Employers should exercise caution before using OSHA’s online accident reporting option, says Brian Fisher at law firm Kane Russell Coleman and Logan.
Halfway through the first year of OSHA’s new reporting requirements, many nonsubscribing employers are becoming more comfortable with the new requirements and options available for reporting workplace injuries and illnesses.
As of this year, OSHA provides employers three options for reporting injury events: (1) by telephone to the nearest OSHA Area Office during normal business hours; (2) by telephone to the 24-hour OSHA hotline at 1-800-321-OSHA (6742); and (3) electronically at www.osha.gov. Although the electronic option may first seem the easiest method for reporting, employers should exercise caution before utilizing this option.
In order to electronically report an injury event, the employer must provide a detailed description of the injury event to OSHA that is submitted through OSHA’s website. This alone should cause some employers concern, especially since all of the facts surrounding an injury event are frequently still unknown within the applicable 8-hour or 24-hour required reporting period.
Before reporting to OSHA the initial results of the employer’s investigation of an injury event, especially when that investigation has not yet been fully developed, employers should consider OSHA’s electronic reporting option only as a last resort.

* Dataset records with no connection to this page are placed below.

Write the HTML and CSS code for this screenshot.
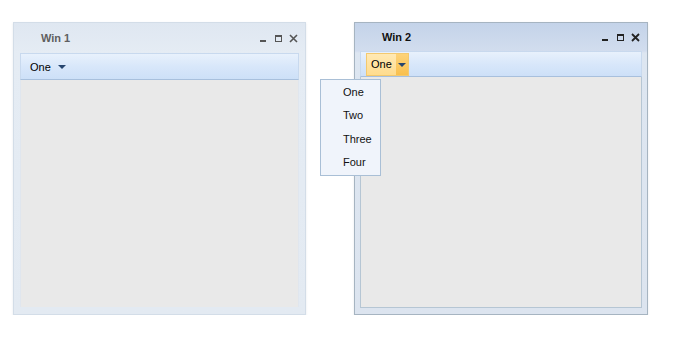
FILE: index.html
```html
<!DOCTYPE html>
<html lang="en">

<head>
    <meta charset="UTF-8">
    <meta name="viewport" content="width=device-width, initial-scale=1.0">
    <link rel="stylesheet" href="styles.css">
    <title>Windows</title>
</head>

<body>
    <div class="desk">
        <div class="win">
            <div class="win-head">
                <span class="win-title">Win 1</span>
                <div class="tools">
                    <svg width="9" height="9" viewBox="0 0 9 9"><rect x="1" y="6" width="6" height="2" fill="#555"/></svg>
                    <svg width="9" height="9" viewBox="0 0 9 9"><rect x="1.5" y="1.5" width="6" height="6" fill="none" stroke="#555" stroke-width="1"/><rect x="1" y="1" width="7" height="2" fill="#555"/></svg>
                    <svg width="9" height="9" viewBox="0 0 9 9"><path d="M1 1 L8 8 M8 1 L1 8" stroke="#555" stroke-width="1.6"/></svg>
                </div>
            </div>
            <div class="win-body">
                <div class="tbar">
                    <span class="btn">One <i class="arrow"></i></span>
                </div>
                <div class="content"></div>
            </div>
        </div>

        <div class="win active">
            <div class="win-head">
                <span class="win-title">Win 2</span>
                <div class="tools">
                    <svg width="9" height="9" viewBox="0 0 9 9"><rect x="1" y="6" width="6" height="2" fill="#222"/></svg>
                    <svg width="9" height="9" viewBox="0 0 9 9"><rect x="1.5" y="1.5" width="6" height="6" fill="none" stroke="#222" stroke-width="1"/><rect x="1" y="1" width="7" height="2" fill="#222"/></svg>
                    <svg width="9" height="9" viewBox="0 0 9 9"><path d="M1 1 L8 8 M8 1 L1 8" stroke="#222" stroke-width="1.8"/></svg>
                </div>
            </div>
            <div class="win-body">
                <div class="tbar">
                    <span class="btn on"><span class="btn-text">One</span><span class="btn-split"><i class="arrow"></i></span></span>
                </div>
                <div class="content"></div>
            </div>
        </div>
    </div>

    <!-- menu abierto del boton de Win 2 -->
    <ul class="menu">
        <li>One</li>
        <li>Two</li>
        <li>Three</li>
        <li>Four</li>
    </ul>
</body>

</html>
```

FILE: styles.css
```css
body {
    font-family: "Liberation Sans", Arial, sans-serif;
    font-size: 11px;
    background-color: #fff;
    color: #000;
    margin: 0;
}

.desk {
    display: flex;
    gap: 48px;
    padding: 22px 0 0 13px;
}

.win {
    width: 291px;
    height: 291px;
    border: 1px solid #d3dde8;
    background: linear-gradient(to bottom, #dfe7f1 0, #e5ecf4 30px, #e3eaf2 100%);
    display: flex;
    flex-direction: column;
    box-shadow: 0 1px 2px rgba(180, 190, 200, 0.35);
}

.win-head {
    height: 28px;
    display: flex;
    align-items: center;
    justify-content: space-between;
    padding: 0 7px 0 27px;
}

.win-title {
    font-weight: bold;
    color: #5f5f5f;
    font-size: 11px;
    padding-top: 1px;
}

.tools {
    display: flex;
    gap: 6px;
    padding-top: 2px;
}

.win-body {
    flex: 1;
    display: flex;
    flex-direction: column;
    margin: 2px 6px 7px 6px;
}

.tbar {
    height: 25px;
    display: flex;
    align-items: center;
    padding-left: 3px;
    background: linear-gradient(to bottom, #e8f1fc 0, #d8e7fa 50%, #cde0f8 100%);
    border: 1px solid #c8d9ee;
    border-bottom-color: #a8c0dd;
}

.btn {
    display: flex;
    align-items: center;
    height: 21px;
    padding: 0 6px 0 6px;
    gap: 7px;
}

.arrow {
    display: inline-block;
    width: 0;
    height: 0;
    border-left: 4px solid transparent;
    border-right: 4px solid transparent;
    border-top: 4px solid #26456e;
    margin-top: 1px;
}

.content {
    flex: 1;
    background-color: #e9e9e9;
    border-left: 1px solid #e0e6ee;
    border-right: 1px solid #e0e6ee;
}

/* ventana activa */
.active {
    width: 292px;
    border-color: #a6b4c1;
    background: linear-gradient(to bottom, #c4d3e9 0, #d2ddee 28px, #dde6f1 30px, #dce4ef 100%);
}

.active .win-head {
    height: 27px;
}

.active .win-title {
    color: #111;
}

.active .win-body {
    margin: 1px 5px 6px 5px;
}

.active .tbar {
    height: 24px;
    padding-left: 5px;
}

.active .content {
    border: 1px solid #b6c6d4;
    border-top: none;
}

.btn.on {
    padding: 0;
    gap: 0;
    border: 1px solid #f3c96f;
    background: linear-gradient(to bottom, #ffe9b4 0, #ffdc8e 100%);
}

.btn-text {
    padding: 0 4px 0 4px;
}

.btn-split {
    height: 100%;
    display: flex;
    align-items: center;
    padding: 0 2px;
    background: linear-gradient(to bottom, #fdd37a 0, #f9c04e 100%);
}

.menu {
    position: absolute;
    left: 320px;
    top: 79px;
    width: 59px;
    margin: 0;
    padding: 1px 0 1px 0;
    list-style: none;
    background-color: #f0f4fb;
    border: 1px solid #a9bfd6;
}

.menu li {
    height: 23.25px;
    line-height: 23px;
    padding-left: 22px;
    color: #111;
}
```
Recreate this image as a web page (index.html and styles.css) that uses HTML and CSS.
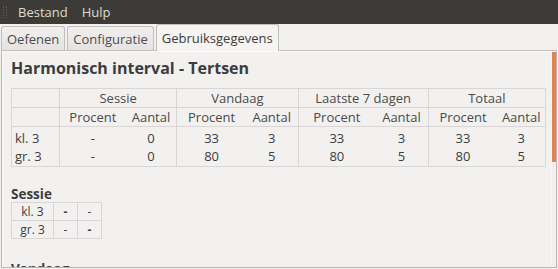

When possible, employers should make every effort to report injury events to a live person via telephone at the nearest OSHA area office. Anything prepared by the employer that is submitted to OSHA via electronic reporting, and even voice recordings from an employer’s representative, can be fairly easily obtained by the public – including media outlets, attorneys, and interest groups – and potentially utilized against employers both in the press and in future litigation.